The penalties ordered, while substantial, are at the lower end of the scale of potential penalties and substantially less than the penalties sought by the ACCC ($50m, $30m and $10m for the corporate respondents and $1.5m and $500,000 for the individuals, which the judge described as ‘manifestly excessive’). 

Despite this, in the context in which those orders are made, they are intended to deter individuals from engaging in the offending conduct. Add to this the commercial consequences that can be expected to arise in the dealings with the relevant government agencies, and we again see the prejudice that can flow from this conduct.

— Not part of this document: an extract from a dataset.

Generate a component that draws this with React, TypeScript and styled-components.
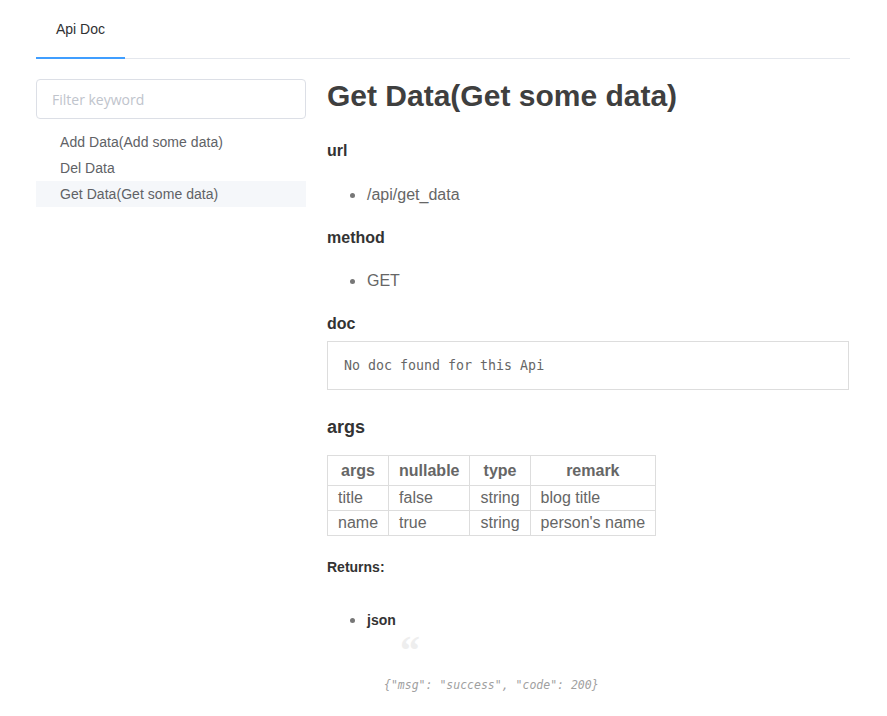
import React from "react";
import styled, {createGlobalStyle} from "styled-components";

const GlobalStyle = createGlobalStyle`
    body {
        margin: 0;
        background: #fff;
        font-family: "Liberation Sans", Arial, sans-serif;
        color: #666;
    }
`

const PAGE = styled.div`
    width: 814px;
    margin: 0 auto 0 36px;
`

const TABS = styled.div`
    display: flex;
    border-bottom: 1px solid #e4e7ed;
`

const TAB = styled.div<{active?: boolean}>`
    height: 59px;
    line-height: 58px;
    padding: 0 20px;
    box-sizing: border-box;
    font-size: 14px;
    color: ${props => props.active ? '#303133' : '#909399'};
    border-bottom: 2px solid ${props => props.active ? '#409eff' : 'transparent'};
    margin-bottom: -1px;
`

const BODY = styled.div`
    display: grid;
    grid-template-columns: 270px 1fr;
    column-gap: 21px;
`

const SIDEBAR = styled.aside`
    padding-top: 20px;
`

const FILTER = styled.input`
    width: 100%;
    height: 40px;
    box-sizing: border-box;
    border: 1px solid #dcdfe6;
    border-radius: 4px;
    padding: 0 15px;
    font-family: "Open Sans", sans-serif;
    font-size: 14px;
    color: #606266;
    outline: none;

    &::placeholder {
        color: #c0c4cc;
    }
`

const TREE = styled.ul`
    list-style: none;
    margin: 10px 0 0;
    padding: 0;
`

const NODE = styled.li<{current?: boolean}>`
    height: 26px;
    line-height: 26px;
    padding-left: 24px;
    font-size: 14px;
    letter-spacing: 0.05px;
    color: #606266;
    background: ${props => props.current ? '#f5f7fa' : 'transparent'};
`

const MAIN = styled.main`
    color: #666;
`

const TITLE = styled.h1`
    margin: 19px 0 0;
    font-size: 30px;
    line-height: 36px;
    color: #3f3f3f;
`

const H3 = styled.h3<{gap?: number}>`
    margin: ${props => props.gap ?? 19}px 0 0;
    font-size: 16px;
    line-height: 24px;
    color: #333;
`

const H2 = styled.h2`
    margin: 24px 0 0;
    font-size: 18px;
    line-height: 27px;
    color: #333;
`

const BULLETS = styled.ul<{gap?: number}>`
    margin: ${props => props.gap ?? 19}px 0 0;
    padding-left: 40px;
    list-style: disc;
`

const ITEM = styled.li<{strong?: boolean}>`
    font-size: ${props => props.strong ? '14px' : '16px'};
    line-height: ${props => props.strong ? '21px' : '24px'};
    font-weight: ${props => props.strong ? 700 : 400};
    color: ${props => props.strong ? '#333' : '#666'};

    &::marker {
        color: #777;
        font-size: 18px;
    }
`

const DOC = styled.pre`
    margin: 5px 0 0;
    width: 522px;
    box-sizing: border-box;
    border: 1px solid #ddd;
    padding: 15px 16px;
    font-family: "DejaVu Sans Mono", "Liberation Mono", monospace;
    font-size: 13.3px;
    line-height: 17px;
    color: #666;
`

const TABLE = styled.table`
    margin-top: 14px;
    border-collapse: collapse;
    font-size: 16px;
    color: #666;

    th, td {
        border: 1px solid #ddd;
        padding: 0 10px;
    }

    th {
        height: 29px;
        text-align: center;
        font-weight: 700;
    }

    td {
        height: 24px;
        text-align: left;
    }
`

const RETURNS = styled.h4`
    margin: 21px 0 0;
    font-size: 14px;
    line-height: 21px;
    color: #333;
`

const QUOTE = styled.blockquote`
    margin: 6px 0 0 17px;
    padding: 0;
    position: relative;
    padding-top: 37px;
    font-weight: 400;

    &::before {
        content: "\\201C";
        position: absolute;
        top: -6px;
        left: 16px;
        font-family: "Liberation Serif", serif;
        font-weight: 700;
        font-size: 40px;
        line-height: 40px;
        color: #eee;
    }
`

const CODE = styled.code`
    font-family: "DejaVu Sans Mono", monospace;
    font-style: italic;
    font-weight: 400;
    font-size: 11.5px;
    color: #a0a0a0;
`

const args = [
    {name: "title", nullable: "false", type: "string", remark: "blog title"},
    {name: "name", nullable: "true", type: "string", remark: "person's name"},
]

const App = () => {
    return (
        <PAGE>
            <GlobalStyle/>
            <TABS>
                <TAB active>Api Doc</TAB>
            </TABS>
            <BODY>
                <SIDEBAR>
                    <FILTER placeholder="Filter keyword"/>
                    <TREE>
                        <NODE>Add Data(Add some data)</NODE>
                        <NODE>Del Data</NODE>
                        <NODE current>Get Data(Get some data)</NODE>
                    </TREE>
                </SIDEBAR>
                <MAIN>
                    <TITLE>Get Data(Get some data)</TITLE>
                    <H3 gap={25}>url</H3>
                    <BULLETS><ITEM>/api/get_data</ITEM></BULLETS>
                    <H3>method</H3>
                    <BULLETS gap={18}><ITEM>GET</ITEM></BULLETS>
                    <H3>doc</H3>
                    <DOC>No doc found for this Api</DOC>
                    <H2>args</H2>
                    <TABLE>
                        <thead>
                        <tr>
                            <th>args</th>
                            <th>nullable</th>
                            <th>type</th>
                            <th>remark</th>
                        </tr>
                        </thead>
                        <tbody>
                        {args.map(a => (
                            <tr key={a.name}>
                                <td>{a.name}</td>
                                <td>{a.nullable}</td>
                                <td>{a.type}</td>
                                <td>{a.remark}</td>
                            </tr>
                        ))}
                        </tbody>
                    </TABLE>
                    <RETURNS>Returns:</RETURNS>
                    <BULLETS gap={31}>
                        <ITEM strong>
                            json
                            <QUOTE>
                                <CODE>{'{"msg": "success", "code": 200}'}</CODE>
                            </QUOTE>
                        </ITEM>
                    </BULLETS>
                </MAIN>
            </BODY>
        </PAGE>
    )
}

export default App;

The ACCC’s public statements have here (as they have at times in the past) been the subject of judicial comment and criticism. While disseminating information is an important part of the ACCC’s functions, we are again reminded of the need for accuracy in that information. The Court is consistently unimpressed by statements (whether by the ACCC or other parties) that can lead to exaggerated characterisation of the matter.

Finally, as we noted in our earlier alert, this case was based on the old law, in the future it could well be assessed under the criminal provisions of the cartel law.